If Anza intended to meet the Comanche at this point, it was a very shrewd tactical maneuver. If however, as the evidence suggests, the battle was a meeting engagement and both forces met by chance, then Anza was very lucky. It has been said that great commanders create their own luck, but far too often the role of chance has weighed heavily on the outcome of military engagements. Either way, Anza was able to profit from the opportunity presented and prevailed decisively.

It is just as clear that, by any measure, Juan Bautista de Anza’s 1779 campaign against the Comanche ranks as one of the most successful ever conducted in the New World. When placed alongside other efforts to subdue Native Americans, especially during the Indian Wars period, his campaign achieves even greater significance, given the paucity of resources and the relative brevity of the campaign.

When coupled with his keen diplomatic skills essential to solidifying a peace won by force of arms, Anza emerges as a warrior-statesman who, according to one historian, “won respect, impressing the Comanches as no white man had done in a hundred years,” and who, by himself “was worth a regiment to Spain on the frontier.”4 Already an accomplished explorer and administrator, in these hills and valleys, Anza solidified his legacy as a military commander, and ensured that his 1779 campaign would remain for centuries after, a shining example and well worthy of emulation today.

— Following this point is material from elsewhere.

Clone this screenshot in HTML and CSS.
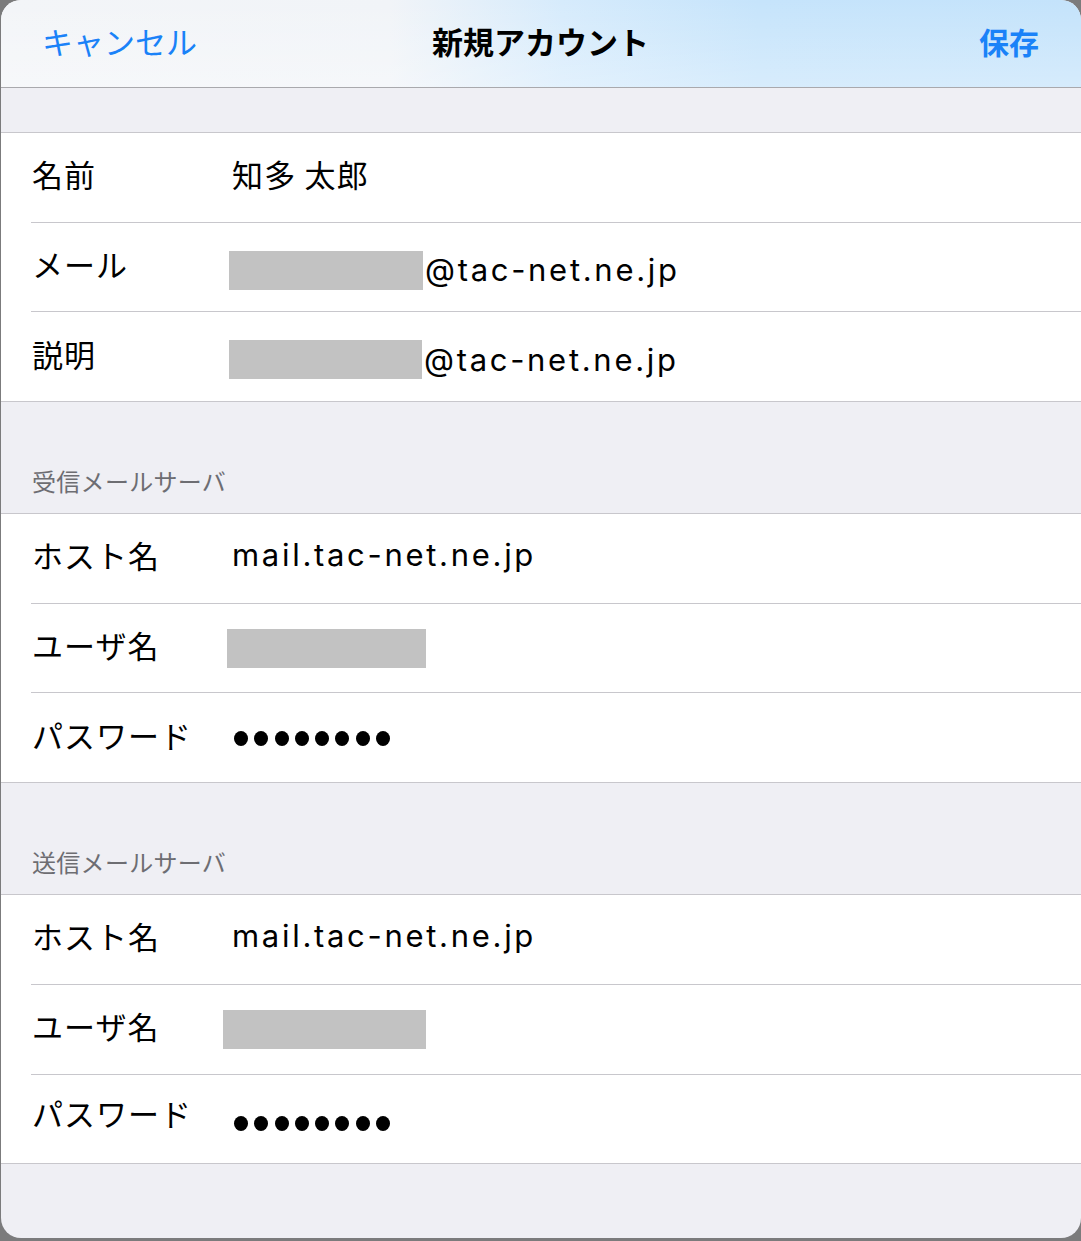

Lt. Col. Christopher Rein is assistant professor of military history at the United States Air Force Academy. This was his presentation for Anza Day on Aug. 24, 2007, in Poncha Springs.

1 Elliott West, The Contested Plains: Indians, Goldseekers and the Rush to Colorado, (Lawrence: University Press of Kansas, 1998) 64.

2 Alfred Thomas, Forgotten Frontiers: A Study of the Spanish Indian Policy of Don Juan Bautista de Anza, Governor of New Mexico, 1777-1787, (Norman: University of Oklahoma Press, 1932) 83.

3 Ron Kessler, Anza’s 1779 Comanche Campaign, (Monte Vista, Colorado: Adobe Village Press, 2001) 72.

4 T. R. Fehrenbach, Comanches: The Destruction of a People (New York: Alfred A. Knopf, 1974) 223, 4.